I was looking into this to see what is required to convert this into 
shared locking for DIO write side.
Why do you say shared inode lock only for *aligned non-extending DIO 
writes*?
non-extending means overwrite case only, which still in today's code is
not under any exclusive inode_lock (except the orphan handling and 
truncate handling in case of error after IO is completed). But even with
current code the perf problem is reported right?

If we see in today's code (including in iomap new code for overwrite 
case where we downgrade the lock).
We call for inode_unlock in case of overwrite and then do the IO, since 
we don't have to allocate any blocks in this case.


	/*
	 * Make all waiters for direct IO properly wait also for extent
	 * conversion. This also disallows race between truncate() and
	 * overwrite DIO as i_dio_count needs to be incremented under
  	 * i_mutex.
	 */
	inode_dio_begin(inode);
	/* If we do a overwrite dio, i_mutex locking can be released */
	overwrite = *((int *)iocb->private);
	if (overwrite)
		inode_unlock(inode);
	
	write data (via __blockdev_direct_IO)

	inode_dio_end(inode);
	/* take i_mutex locking again if we do a ovewrite dio */
	if (overwrite)
		inode_lock(inode);



What can we do next:-

Earlier the DIO reads was not having any inode_locking.
IIUC, the inode_lock_shared() in the DIO reads case was added to
protect the race against reading back uninitialized/stale data for e.g.
in case of truncate or writeback etc.

So as Dave suggested, shouldn't we add the complete shared locking in 
DIO writes cases as well (except for unaligned writes, since it may 
required zeroing of partial blocks).


Could you please help me understand how we can go about it?
I was thinking if we can create uninitialized blocks beyond EOF, so that
any parallel read should only read 0 from that area and we may not 
require exclusive inode_lock. The block creation is anyway protected
with i_data_sem in ext4_map_blocks.


I do see that in case of bufferedIO writes, we use 
ext4_get_block_unwritten for dioread_nolock case. Which should
be true for even writes extending beyond EOF. This will
create uninitialized and mapped blocks only (even beyond EOF).
But all of this happen under exclusive inode_lock() in ext4_file_write_iter.

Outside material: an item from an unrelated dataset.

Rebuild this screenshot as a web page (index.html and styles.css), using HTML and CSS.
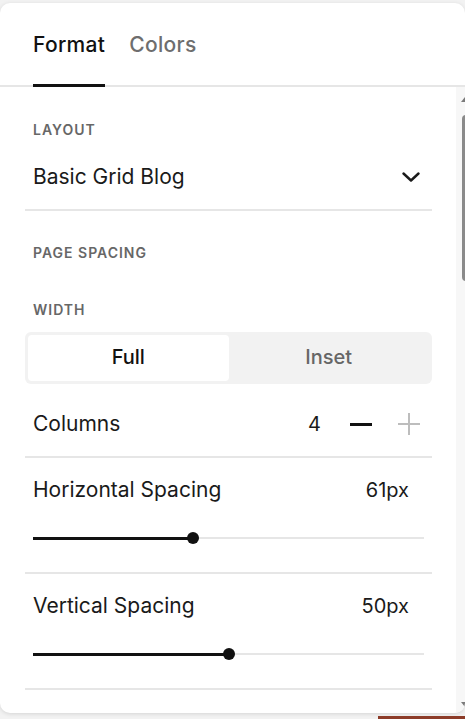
FILE: index.html
```html
<!DOCTYPE html>
<html>
<head>
<meta charset="utf-8">
<link rel="stylesheet" href="styles.css">
</head>
<body>
<div class="panel">
  <div class="tabs">
    <div class="tab active">Format</div>
    <div class="tab">Colors</div>
  </div>
  <div class="main">
    <div class="content">
      <div class="label first">LAYOUT</div>
      <div class="select">
        <span class="text">Basic Grid Blog</span>
        <svg class="chev" width="18" height="10" viewBox="0 0 18 10"><path d="M1.5 1.5 L9 8.5 L16.5 1.5" fill="none" stroke="#1a1a1a" stroke-width="2.4" stroke-linecap="round" stroke-linejoin="round"/></svg>
      </div>
      <div class="label spacing">PAGE SPACING</div>
      <div class="label width">WIDTH</div>
      <div class="segmented">
        <div class="seg on">Full</div>
        <div class="seg">Inset</div>
      </div>
      <div class="row columns">
        <span class="text">Columns</span>
        <div class="stepper">
          <span class="num">4</span>
          <span class="minus"></span>
          <span class="plus"></span>
        </div>
      </div>
      <div class="slider-row">
        <div class="slider-head"><span class="text">Horizontal Spacing</span><span class="value">61px</span></div>
        <div class="slider"><div class="fill" style="width:40.9%"><span class="thumb"></span></div></div>
      </div>
      <div class="slider-row">
        <div class="slider-head"><span class="text">Vertical Spacing</span><span class="value">50px</span></div>
        <div class="slider"><div class="fill" style="width:50.1%"><span class="thumb"></span></div></div>
      </div>
    </div>
    <div class="scrollbar">
      <div class="arrow up"></div>
      <div class="thumbbar"></div>
      <div class="arrow down"></div>
    </div>
  </div>
</div>
<div class="below"></div>
</body>
</html>
```
FILE: styles.css
```css
html, body {
  margin: 0;
  padding: 0;
}
body {
  background: #f2f2f2;
  width: 465px;
  height: 719px;
  overflow: hidden;
  font-family: Inter, "Liberation Sans", sans-serif;
  color: #1a1a1a;
}
.panel {
  margin-top: 3px;
  height: 710px;
  background: #fff;
  border-radius: 10px;
  box-shadow: 0 1px 4px rgba(0,0,0,0.12);
  display: flex;
  flex-direction: column;
  overflow: hidden;
}
.tabs {
  height: 82px;
  border-bottom: 2px solid #e6e6e6;
  display: flex;
  padding-left: 33px;
  gap: 24px;
  flex-shrink: 0;
}
.tab {
  font-size: 21px;
  font-weight: 500;
  color: #6e6e6e;
  line-height: 24px;
  padding-top: 30px;
  height: 52px;
  letter-spacing: 0.3px;
}
.tab.active {
  color: #111;
  font-weight: 500;
  border-bottom: 3px solid #111;
  height: 51px;
  margin-bottom: -2px;
}
.main {
  flex: 1;
  display: flex;
  min-height: 0;
}
.content {
  flex: 1;
  padding: 0 24px 0 25px;
  overflow: hidden;
}
.label {
  font-size: 14px;
  line-height: 16px;
  font-weight: 600;
  letter-spacing: 1px;
  color: #676767;
  padding-left: 8px;
}
.label.first { margin-top: 35px; }
.label.spacing { margin-top: 34px; }
.label.width { margin-top: 41px; }
.text {
  font-size: 21px;
  line-height: 24px;
  color: #1a1a1a;
}
.select {
  margin-top: 12px;
  display: flex;
  align-items: center;
  justify-content: space-between;
  padding: 15px 12px 20px 8px;
  border-bottom: 2px solid #e6e6e6;
}
.segmented {
  margin-top: 14px;
  height: 52px;
  background: #f2f2f2;
  border-radius: 6px;
  display: flex;
  padding: 3px;
  box-sizing: border-box;
}
.seg {
  flex: 1;
  display: flex;
  align-items: center;
  justify-content: center;
  font-size: 20px;
  font-weight: 500;
  color: #666;
  border-radius: 4px;
  padding-bottom: 2px;
}
.seg.on {
  background: #fff;
  color: #111;
}
.row {
  display: flex;
  align-items: center;
  justify-content: space-between;
  padding: 28px 12px 20px 8px;
  border-bottom: 2px solid #e6e6e6;
}
.stepper {
  display: flex;
  align-items: center;
}
.num {
  font-size: 20px;
  line-height: 24px;
  margin-right: 29px;
}
.minus {
  width: 22px;
  height: 3px;
  background: #111;
  margin-right: 26px;
}
.plus {
  width: 22px;
  height: 22px;
  position: relative;
}
.plus::before, .plus::after {
  content: "";
  position: absolute;
  background: #bdbdbd;
}
.plus::before { left: 0; right: 0; top: 10px; height: 2px; }
.plus::after { top: 0; bottom: 0; left: 10px; width: 2px; }
.slider-row {
  padding: 20px 0 28px 8px;
  border-bottom: 2px solid #e6e6e6;
}
.slider-head {
  display: flex;
  justify-content: space-between;
  padding-right: 23px;
}
.value {
  font-size: 20px;
  line-height: 24px;
}
.slider {
  margin-top: 35px;
  margin-right: 8px;
  height: 2px;
  background: #e6e6e6;
  position: relative;
  margin-bottom: 5px;
}
.fill {
  position: absolute;
  left: 0;
  top: -0.5px;
  height: 3px;
  background: #111;
}
.thumb {
  position: absolute;
  right: -6px;
  top: -4.5px;
  width: 12px;
  height: 12px;
  border-radius: 50%;
  background: #111;
}
.scrollbar {
  width: 9px;
  background: #f7f7f7;
  position: relative;
  overflow: hidden;
  flex-shrink: 0;
}
.thumbbar {
  position: absolute;
  top: 28px;
  left: 6px;
  width: 8px;
  height: 166px;
  background: #8a8a8a;
  border-radius: 4px;
}
.arrow {
  position: absolute;
  left: 5px;
  width: 0;
  height: 0;
  border-left: 4px solid transparent;
  border-right: 4px solid transparent;
}
.arrow.up {
  top: 10px;
  border-bottom: 5px solid #7a7a7a;
}
.arrow.down {
  bottom: 6px;
  border-top: 5px solid #7a7a7a;
}
.below {
  margin-left: 378px;
  margin-top: 3px;
  height: 3px;
  background: #8c3b28;
}
```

Whereas in case of DIO writes extending beyond EOF, we pass
EXT4_GET_BLOCKS_CREATE in ext4_map_blocks which may allocate
initialized & mapped blocks.
Do you know why so?


Do you think we can create uninit. blocks in dioread_nolock AIO/non-AIO 
DIO writes cases as well with only shared inode lock mode?
Do you see any problems with this?
Or do you have any other suggestion?


In case of XFS -
I do see it promotes the demotes the shared lock (IOLOCK_XXX) in 
xfs_file_aio_write_checks. But I don't know if after that, whether
it only holds the shared lock while doing the DIO IO?
And how does it protects against the parallel DIO reads which can 
potentially expose any stale data?


Appreciate any help & inputs from FS developers.